Due credit will of course be given.

ren
April 13, 2020 7:32 am

ABSTRACT
The beginning of 2020 brought us information about the novel coronavirus emerging in China. Rapid research resulted in the characterization of the pathogen, which appeared to be a member of the SARS-like cluster, commonly seen in bats. Despite the global and local efforts, the virus escaped the healthcare measures and rapidly spread in China and later globally, officially causing a pandemic and global crisis in March 2020. At present, different scenarios are being written to contain the virus, but the development of novel anticoronavirals for all highly pathogenic coronaviruses remains the major challenge. Here, we describe the antiviral activity of previously developed by us HTCC compound (N-(2-hydroxypropyl)-3-trimethylammonium chitosan chloride), which may be used as potential inhibitor of currently circulating highly pathogenic coronaviruses – SARS-CoV-2 and MERS-CoV.
https://www.biorxiv.org/content/10.1101/2020.03.29.014183v1?fbclid=IwAR12q0EkY2tyBv1WY5TWn5Trh92WJhCEvriR1e3ku1Qn4VeGLN08aXF-6VE

John Tillman
Reply to  ren
April 13, 2020 9:07 am

Great if the Polish-Chinese polymeric inhibitor works!

John Tillman
April 13, 2020 7:36 am

Trend on the mend?

Daily deaths in the US attributed to COVID-19:

07 April 1973
08 April 1943
09 April 1901
10 April 2035
11 April 1830
12 April 1528

As deaths are a lagging indicator, the decline may foretell return to freedom sooner.

Tom Abbott
April 13, 2020 8:45 am

From the article: “In the United States there would be 1.1 million deaths.”

The official estimate which began this U.S. shutdown was for the number of deaths to be between one million and 2.2 million, if nothing is done to modify the spread of the virus, and with social distancing, the numbers could be lowered to 100,000 to 240,000 deaths, based on 50 percent of Americans following the social distancing rules.

So Mr. Monckton’s estimate of 1.1 million is pretty close to the initial estimate’s low end.

Michael Carter
April 13, 2020 10:46 am

“What bike do you ride, out of interest? I picture you on a vintage BMW boxer, or on the more patriotic side, a Triumph Thruxton.”
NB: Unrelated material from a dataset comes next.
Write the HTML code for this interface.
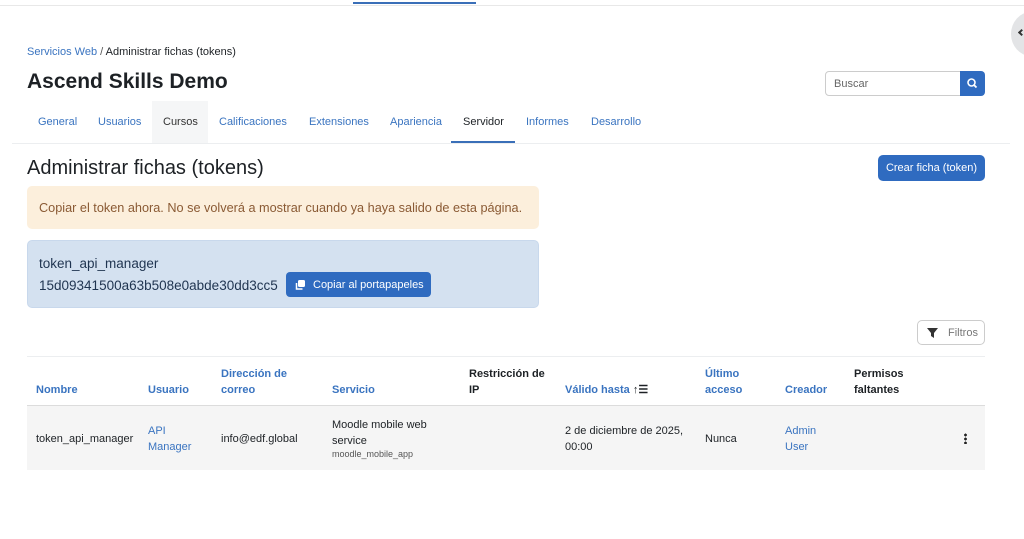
<!DOCTYPE html>
<html><head><meta charset="utf-8"><style>
*{box-sizing:border-box;margin:0;padding:0}
body{width:1024px;height:539px;overflow:hidden;background:#fff;font-family:"Liberation Sans",sans-serif;color:#1d2125;position:relative}
.a{position:absolute;white-space:nowrap}
.bl{color:#0f6cbf}
.h{font-size:11px;font-weight:bold;line-height:16px}
.c{font-size:11px;line-height:16px}
</style></head><body>
<div class="a" style="left:0;top:5px;width:1024px;height:1px;background:#e8e8e8"></div>
<div class="a" style="left:353px;top:2px;width:123px;height:2px;background:#3a6fb8"></div>
<div class="a" style="left:1011px;top:12px;width:40px;height:44px;border-radius:50%;background:#e3e4e6"></div>
<div class="a" style="left:1019px;top:30px;width:5px;height:5px;border-left:2px solid #333;border-bottom:2px solid #333;transform:rotate(45deg)"></div>

<div class="a" style="left:27px;top:46px;font-size:11px"><span style="color:#3a74c0">Servicios Web</span> <span style="color:#555">/</span> Administrar fichas (tokens)</div>
<div class="a" style="left:27px;top:70px;font-size:21px;font-weight:bold">Ascend Skills Demo</div>
<div class="a" style="left:825px;top:71px;width:136px;height:25px;border:1px solid #ccc;border-radius:4px 0 0 4px;font-size:11px;color:#666;padding:6px 8px">Buscar</div>
<div class="a" style="left:960px;top:71px;width:25px;height:25px;background:#2f6bc0;border-radius:0 4px 4px 0">
<svg width="25" height="25" viewBox="0 0 25 25"><circle cx="11.5" cy="11.5" r="3.5" fill="none" stroke="#fff" stroke-width="1.6"/><line x1="14" y1="14" x2="16.5" y2="16.5" stroke="#fff" stroke-width="1.8"/></svg></div>

<div class="a" style="left:152px;top:101px;width:56px;height:43px;background:#f5f6f7"></div>
<div class="a" style="left:0;top:116px;font-size:11px;color:#3a74c0;width:700px">
<span class="a" style="left:38px">General</span><span class="a" style="left:98px">Usuarios</span><span class="a" style="left:163px;color:#333">Cursos</span><span class="a" style="left:219px">Calificaciones</span><span class="a" style="left:309px">Extensiones</span><span class="a" style="left:390px">Apariencia</span><span class="a" style="left:463px;color:#1d2125">Servidor</span><span class="a" style="left:526px">Informes</span><span class="a" style="left:591px">Desarrollo</span></div>
<div class="a" style="left:12px;top:143px;width:998px;height:1px;background:#eceef0"></div>
<div class="a" style="left:451px;top:141px;width:64px;height:2px;background:#3a6fb8"></div>

<div class="a" style="left:27px;top:157px;font-size:20px">Administrar fichas (tokens)</div>
<div class="a" style="left:878px;top:155px;width:107px;height:26px;background:#2f6bc0;border-radius:5px;color:#fff;font-size:11px;text-align:center;line-height:27px">Crear ficha (token)</div>

<div class="a" style="left:27px;top:186px;width:512px;height:43px;background:#fcefdc;border-radius:5px;color:#8a5a34;font-size:12.7px;padding:15px 12px">Copiar el token ahora. No se volverá a mostrar cuando ya haya salido de esta página.</div>
<div class="a" style="left:27px;top:240px;width:512px;height:68px;background:#d4e1f0;border:1px solid #c8d8ec;border-radius:5px"></div>
<div class="a" style="left:39px;top:256px;font-size:13.5px;color:#1f3450">token_api_manager</div>
<div class="a" style="left:39px;top:278px;font-size:13.5px;color:#1f3450">15d09341500a63b508e0abde30dd3cc5</div>
<div class="a" style="left:286px;top:272px;width:145px;height:25px;background:#2f6bc0;border-radius:4px;color:#fff;font-size:11px;line-height:26px;padding-left:27px">Copiar al portapapeles</div>
<svg class="a" style="left:294px;top:279px" width="12" height="12" viewBox="0 0 12 12"><rect x="4" y="1" width="7" height="7" rx="1.5" fill="#fff"/><path d="M2.5 4v6h6" fill="none" stroke="#fff" stroke-width="1.5"/></svg>

<div class="a" style="left:917px;top:320px;width:68px;height:25px;border:1px solid #ccc;border-radius:5px;font-size:11px;color:#777;line-height:25px;padding-left:30px">Filtros</div>
<svg class="a" style="left:927px;top:328px" width="11" height="10" viewBox="0 0 11 10"><path d="M0 0h11L7 5v5L4 8V5z" fill="#333"/></svg>

<div class="a" style="left:27px;top:356px;width:958px;height:1px;background:#eceef0"></div>
<div class="a" style="left:27px;top:405px;width:958px;height:65px;background:#f5f5f5;border-top:1px solid #dcdcdc"></div>
<div class="h a" style="left:36px;top:382px;color:#3a74c0">Nombre</div>
<div class="h a" style="left:148px;top:382px;color:#3a74c0">Usuario</div>
<div class="h a" style="left:221px;top:366px;color:#3a74c0">Dirección de<br>correo</div>
<div class="h a" style="left:332px;top:382px;color:#3a74c0">Servicio</div>
<div class="h a" style="left:469px;top:366px">Restricción de<br>IP</div>
<div class="h a" style="left:565px;top:382px;color:#3a74c0">Válido hasta <span style="color:#1d2125">↑☰</span></div>
<div class="h a" style="left:705px;top:366px;color:#3a74c0">Último<br>acceso</div>
<div class="h a" style="left:785px;top:382px;color:#3a74c0">Creador</div>
<div class="h a" style="left:854px;top:366px">Permisos<br>faltantes</div>

<div class="c a" style="left:36px;top:431px">token_api_manager</div>
<div class="c a" style="left:148px;top:423px;color:#3a74c0">API<br>Manager</div>
<div class="c a" style="left:221px;top:431px">info@edf.global</div>
<div class="c a" style="left:332px;top:417px">Moodle mobile web<br>service</div>
<div class="a" style="left:332px;top:449px;font-size:9px;color:#555">moodle_mobile_app</div>
<div class="c a" style="left:565px;top:423px">2 de diciembre de 2025,<br>00:00</div>
<div class="c a" style="left:705px;top:431px">Nunca</div>
<div class="c a" style="left:785px;top:423px;color:#3a74c0">Admin<br>User</div>
<div class="a" style="left:964px;top:433px;width:3px;height:11px;background:radial-gradient(circle,#222 1.3px,transparent 1.5px) 0 0/3px 4px"></div>
</body></html>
I am sure that it won’t be a Harley Ferguson

RobR
Reply to  Michael Carter
April 13, 2020 11:57 am

Ducati…..scroll up

John Tillman
Reply to  Michael Carter
April 13, 2020 12:36 pm

Or a Massey Davidson!

John Tillman
Reply to  Michael Carter
April 13, 2020 12:39 pm

Or a Massey Davidson!

(Apologies if this is a repeat.)

richard
April 13, 2020 11:55 am

Real problems with results-

“A study in the Journal of Medical Virology concludes that the internationally used coronavirus test is unreliable: In addition to the already known problem of false positive results, there is also a „potentially high“ rate of false negative results, i.e. the test does not respond even in symptomatic individuals, while in other patients it does respond once and then again not. This makes it more difficult to exclude other flu-like illnesses’

https://www.ncbi.nlm.nih.gov/pubmed/32219885

chm
April 13, 2020 3:16 pm
Stevek
April 14, 2020 3:39 pm

I have read that the bat virus closest to this comes from bats that live in caves 1000 miles from Wuhan. I have read the biological lab in Wuhan had technicians collect samples from those caves.

So how did this virus from 1000 miles away get to Wuhan ? It could have infected an animal and the live animal shipped to Wuhan. But I believe equally probable or even more probable the virus got to Wuhan from samples collected.